Orange County

Director: Jake Kasdan
Year Released: 2002
Rating: 2.5

Not a bad teen film - well, one with a little bit of intelligence - about a California kid (Colin Hanks) who becomes enamored with a novelist and wants to study under him at Stanford. Complications arise in his path to the quasi-Ivy League school - technically, the movie doesn't need anything after the first half-hour, because our good friend the lawsuit would have taken care of the whole mix-up - forcing Hanks, Jack Black and Schuyler Fisk to take a trip to San Francisco and talk to the Dean to settle things.
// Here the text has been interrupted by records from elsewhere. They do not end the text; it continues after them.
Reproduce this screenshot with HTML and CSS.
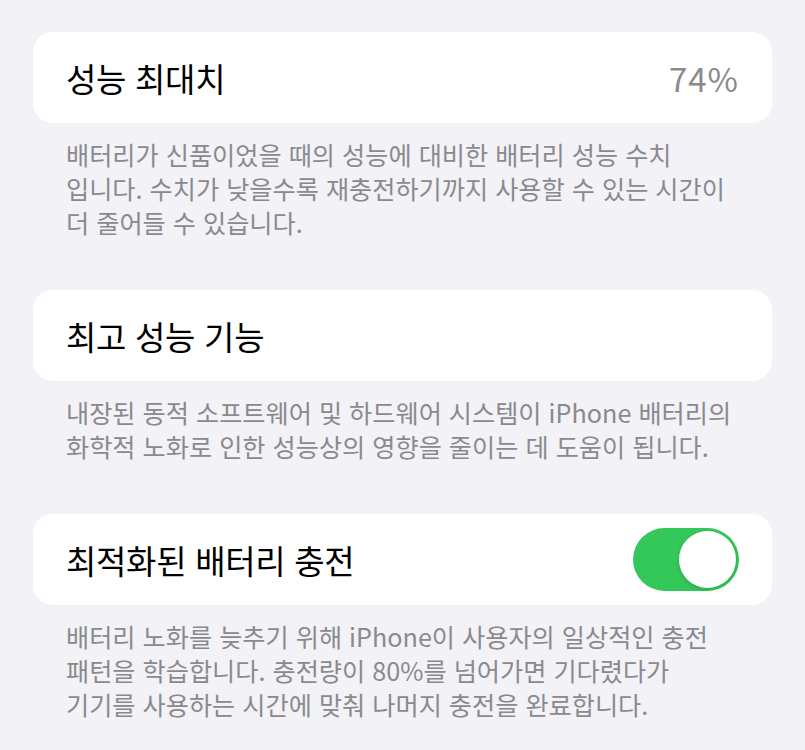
FILE: index.html
```html
<!DOCTYPE html>
<html lang="ko">

<head>
    <meta charset="utf-8">
    <title>배터리 성능 상태</title>
    <meta name="viewport" content="width=device-width, initial-scale=1">
    <link rel="stylesheet" href="styles.css">
</head>

<body>
    <div class="container">
        <section class="group">
            <div class="cell">
                <span class="cell-title">성능 최대치</span>
                <span class="cell-value">74%</span>
            </div>
            <p class="footer">배터리가 신품이었을 때의 성능에 대비한 배터리 성능 수치<br>입니다. 수치가 낮을수록 재충전하기까지 사용할 수 있는 시간이<br>더 줄어들 수 있습니다.</p>
        </section>

        <section class="group">
            <div class="cell">
                <span class="cell-title">최고 성능 기능</span>
            </div>
            <p class="footer">내장된 동적 소프트웨어 및 하드웨어 시스템이 iPhone 배터리의<br>화학적 노화로 인한 성능상의 영향을 줄이는 데 도움이 됩니다.</p>
        </section>

        <section class="group">
            <div class="cell">
                <span class="cell-title">최적화된 배터리 충전</span>
                <label class="switch">
                    <input type="checkbox" checked>
                    <span class="knob"></span>
                </label>
            </div>
            <p class="footer">배터리 노화를 늦추기 위해 iPhone이 사용자의 일상적인 충전<br>패턴을 학습합니다. 충전량이 80%를 넘어가면 기다렸다가<br>기기를 사용하는 시간에 맞춰 나머지 충전을 완료합니다.</p>
        </section>
    </div>
</body>

</html>
```

FILE: styles.css
```css
body {
    margin: 0;
    padding: 0;
    background-color: #f2f2f7;
    font-family: "Noto Sans CJK KR", "Noto Sans", sans-serif;
    color: #000;
}

.container {
    padding: 32px 33px 0 33px;
}

.group {
    margin-bottom: 51px;
}

.cell {
    display: flex;
    align-items: center;
    justify-content: space-between;
    height: 91px;
    padding: 0 33px;
    background-color: #fff;
    border-radius: 20px;
    box-sizing: border-box;
}

.cell-title {
    font-size: 33px;
    letter-spacing: -0.3px;
}

.cell-value {
    font-size: 33px;
    letter-spacing: 1px;
    color: #8a8a8e;
}

.footer {
    margin: 0;
    padding: 14px 0 0 33px;
    font-size: 25.2px;
    line-height: 34px;
    color: #8a8a8e;
    white-space: nowrap;
}

/* iOS style toggle */
.switch {
    position: relative;
    display: inline-block;
    width: 106px;
    height: 63px;
}

.switch input {
    display: none;
}

.knob {
    position: absolute;
    top: 0;
    left: 0;
    right: 0;
    bottom: 0;
    background-color: #e9e9eb;
    border-radius: 32px;
}

.knob:before {
    content: "";
    position: absolute;
    top: 3px;
    left: 3px;
    width: 57px;
    height: 57px;
    background-color: #fff;
    border-radius: 50%;
    box-shadow: 0 2px 4px rgba(0, 0, 0, 0.15);
}

.switch input:checked + .knob {
    background-color: #34c759;
}

.switch input:checked + .knob:before {
    left: 46px;
}
```
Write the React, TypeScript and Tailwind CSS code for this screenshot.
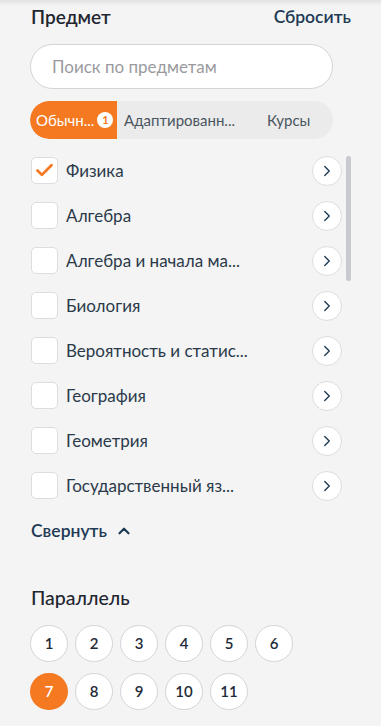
import { Check, ChevronRight, ChevronUp } from 'lucide-react';

const subjects = [
  { name: 'Физика', checked: true },
  { name: 'Алгебра' },
  { name: 'Алгебра и начала ма...' },
  { name: 'Биология' },
  { name: 'Вероятность и статис...' },
  { name: 'География' },
  { name: 'Геометрия' },
  { name: 'Государственный яз...' },
];

const grades = [
  [1, 2, 3, 4, 5, 6],
  [7, 8, 9, 10, 11],
];

function SubjectRow({ name, checked }: { name: string; checked?: boolean }) {
  return (
    <div className="flex items-center h-[45px]">
      <div className="w-[27px] h-[27px] rounded-[5px] bg-white border border-[#dcdde2] flex items-center justify-center shrink-0">
        {checked && <Check size={21} strokeWidth={3.2} className="text-[#f47920]" />}
      </div>
      <span className="ml-[8px] flex-1 text-[17px] text-[#2b3a4a] truncate">{name}</span>
      <button className="w-[30px] h-[30px] rounded-full bg-white border border-[#dcdde2] flex items-center justify-center shrink-0">
        <ChevronRight size={18} strokeWidth={1.8} className="text-[#1e3a54]" />
      </button>
    </div>
  );
}

export default function App() {
  return (
    <div
      className="relative w-[381px] h-[726px] bg-[#f4f4f4] overflow-hidden text-[#1e2b38]"
      style={{ fontFamily: 'Lato, "Noto Sans", sans-serif' }}
    >
      <div className="absolute top-0 left-0 right-0 h-[6px] bg-gradient-to-b from-[#e2e2e2] to-transparent" />

      <div className="pl-[31px] pr-[30px] pt-[5px]">
        <div className="flex items-center justify-between h-[24px]">
          <h2 className="text-[19px] font-semibold text-[#1f2630]">Предмет</h2>
          <button className="text-[17.5px] font-semibold text-[#1e3a54]">Сбросить</button>
        </div>

        <div className="mt-[15px] w-[303px] -ml-px h-[45px] rounded-full bg-white border border-[#d3d4da] flex items-center px-[21px]">
          <span className="text-[17px] text-[#9a9a9e]">Поиск по предметам</span>
        </div>

        <div className="mt-[12px] w-[303px] -ml-px h-[38px] rounded-full bg-[#ebebeb] flex items-center overflow-hidden text-[15px]">
          <div className="h-full w-[87px] bg-[#f47920] rounded-l-full flex items-center pl-[6px] gap-[3px] text-white">
            <span>Обычн...</span>
            <span className="w-[16px] h-[16px] rounded-full bg-white text-[#f47920] text-[11px] font-bold flex items-center justify-center">1</span>
          </div>
          <span className="ml-[7px] text-[#4a5560]">Адаптированн...</span>
          <span className="ml-[32px] text-[#4a5560]">Курсы</span>
        </div>

        <div className="relative mt-[9px] w-[311px]">
          {subjects.map((s) => (
            <SubjectRow key={s.name} name={s.name} checked={s.checked} />
          ))}
          <div className="absolute right-[-9px] top-[8px] w-[5px] h-[125px] rounded-full bg-[#c9cacf]" />
        </div>

        <button className="mt-[10px] flex items-center gap-[8px] text-[17.5px] font-semibold text-[#1e3a54]">
          Свернуть
          <ChevronUp size={18} strokeWidth={3} />
        </button>

        <h3 className="mt-[39px] text-[19.5px] font-medium text-[#1f2630]">Параллель</h3>

        <div className="mt-[12px] flex flex-col gap-[11px]">
          {grades.map((row, i) => (
            <div key={i} className="flex gap-[7px] -ml-px">
              {row.map((g) => (
                <div
                  key={g}
                  className={
                    g === 7
                      ? 'w-[38px] h-[37px] rounded-full bg-[#f47920] text-white flex items-center justify-center text-[15px] font-semibold'
                      : 'w-[38px] h-[37px] rounded-full bg-white border border-[#d3d4da] text-[#1e2b38] flex items-center justify-center text-[15px] font-semibold'
                  }
                >
                  {g}
                </div>
              ))}
            </div>
          ))}
        </div>
      </div>
    </div>
  );
}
The insinuation that going to a prestigious school is a 'waste of time' or 'overrated' (to quote the Jane Adams character) is preposterous - but then, I'm defending my pricey East Coast alma mater - though comparing out-of-class high school mentality and out-of-class collegiate mentality is frighteningly accurate (the Crazy Town song "Butterfly" is used in parallel scenes). Kasdan takes the 'dysfunctional family' too far - I wonder if Mr. Pynchon had to put up with all that? (Alt. note: I've noticed a growing trend in American movies and their disdain for collegiate life - perhaps representing the ongoing lack of young males applying to universities, opting, instead, to pursue careers in computers?)